The speechiness scores are all below 0.3, and most of the songs are below 0.2. Speechiness detects the presence of spoken words in a track. Values above 0.66 describe tracks that are probably made entirely of spoken words (e.g., talk shows or audiobooks), values between 0.33 and 0.66 describe tracks that may contain both music and speech (e.g., rap), and values below 0.33 most likely represent music and other non-speech-like tracks. So this tells us that non-rap and non-speech-like tracks are more likely to get hit.
Last but not least - the Acousticness. Acousticness stands for whether the track is acoustic or not. 1.0 represents high acoustic, meaning the song is more likely to be lower energy and quieter. Acoustic spread comparatively even here, which means both quiet and loud songs have their market, but the song with more energy tend to be more popular, which we can also tell from the previous graph's data.
Next, I want to talk about the other features that may also affect the songs' popularity - keys, duration, tempo, and time signature.
In Western music, there are 12 major keys and 12 minor keys. The bar plot describes how the popularity differs for the same key across different modes. 0 stands for C key, and 10 stands for B key. Based on the theory, most people can sing fairly comfortably in the range from middle C to C' or below. Here, we can tell that C major, C sharp major, and B minor are more popular than all the other keys. And major music is more popular than minor music in this 50 most-listened list. So we can assume that the more popular a track is, the more likely it contains vocals and is more singable for listeners.
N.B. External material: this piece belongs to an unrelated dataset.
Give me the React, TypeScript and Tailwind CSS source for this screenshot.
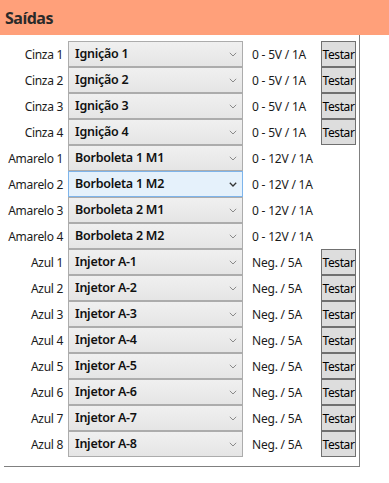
import React from "react";

type Row = { label: string; value: string; spec: string; test: boolean; active?: boolean };

const rows: Row[] = [
  { label: "Cinza 1", value: "Ignição 1", spec: "0 - 5V / 1A", test: true },
  { label: "Cinza 2", value: "Ignição 2", spec: "0 - 5V / 1A", test: true },
  { label: "Cinza 3", value: "Ignição 3", spec: "0 - 5V / 1A", test: true },
  { label: "Cinza 4", value: "Ignição 4", spec: "0 - 5V / 1A", test: true },
  { label: "Amarelo 1", value: "Borboleta 1 M1", spec: "0 - 12V / 1A", test: false },
  { label: "Amarelo 2", value: "Borboleta 1 M2", spec: "0 - 12V / 1A", test: false, active: true },
  { label: "Amarelo 3", value: "Borboleta 2 M1", spec: "0 - 12V / 1A", test: false },
  { label: "Amarelo 4", value: "Borboleta 2 M2", spec: "0 - 12V / 1A", test: false },
  { label: "Azul 1", value: "Injetor A-1", spec: "Neg. / 5A", test: true },
  { label: "Azul 2", value: "Injetor A-2", spec: "Neg. / 5A", test: true },
  { label: "Azul 3", value: "Injetor A-3", spec: "Neg. / 5A", test: true },
  { label: "Azul 4", value: "Injetor A-4", spec: "Neg. / 5A", test: true },
  { label: "Azul 5", value: "Injetor A-5", spec: "Neg. / 5A", test: true },
  { label: "Azul 6", value: "Injetor A-6", spec: "Neg. / 5A", test: true },
  { label: "Azul 7", value: "Injetor A-7", spec: "Neg. / 5A", test: true },
  { label: "Azul 8", value: "Injetor A-8", spec: "Neg. / 5A", test: true },
];

function Chevron({ dark }: { dark?: boolean }) {
  return (
    <svg width="8" height="5" viewBox="0 0 8 5" className="shrink-0">
      <path
        d="M0.8 0.8 L4 4 L7.2 0.8"
        fill="none"
        stroke={dark ? "#333333" : "#8a8a8a"}
        strokeWidth={dark ? 1.3 : 1}
      />
    </svg>
  );
}

export default function App() {
  return (
    <div
      className="w-[389px] h-[483px] bg-white text-[#1b1b1b]"
      style={{ fontFamily: "'Noto Sans', 'Open Sans', sans-serif" }}
    >
      <div className="h-[35px] bg-[#ffa07a] flex items-center px-[5px]">
        <span className="text-[16px] font-bold text-[#2a2a2a] leading-none tracking-[-0.5px] pt-[1px]">
          Saídas
        </span>
      </div>
      <div className="ml-[4px] w-[356px] border-r border-b border-[#808080] pt-[6px] pb-[9px]">
        {rows.map((r) => (
          <div key={r.label} className="flex items-center h-[26px]">
            <div className="w-[59px] text-right text-[12px] leading-none tracking-[-0.3px] pt-[2px]">
              {r.label}
            </div>
            <div
              className={
                "ml-[5px] w-[175px] h-[26px] flex items-center justify-between pl-[6px] pr-[5px] border " +
                (r.active
                  ? "border-[#7eb4ea] bg-[#e5f1fb]"
                  : "border-[#acacac] bg-gradient-to-b from-[#f0f0f0] to-[#e5e5e5]")
              }
            >
              <span className="text-[12.5px] font-semibold leading-none text-[#111] tracking-[-0.25px] pt-[1px]">
                {r.value}
              </span>
              <Chevron dark={r.active} />
            </div>
            <div className="ml-[9px] w-[69px] text-[12px] leading-none tracking-[-0.2px] pt-[2px]">
              {r.spec}
            </div>
            {r.test && (
              <div className="w-[35px] h-[26px] border border-[#707070] bg-[#dddddd] flex items-center justify-center text-[12px] leading-none tracking-[-0.4px] text-black pt-[2px]">
                Testar
              </div>
            )}
          </div>
        ))}
      </div>
    </div>
  );
}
And speaking of the duration, tempo, and time signature, the numbers tell us that duration which is from 2.5 to 4 minutes, and time signature in 4/4 t will have more chance to be popular.
Without a doubt, hit songs are not easy to create. But upon this data analysis, we find out that hit songs do have some common characteristics. Yet, there are other features and factors we didn't mention here that can be explored more deeply, but maybe adding these traits into your song may help you construct a popular one.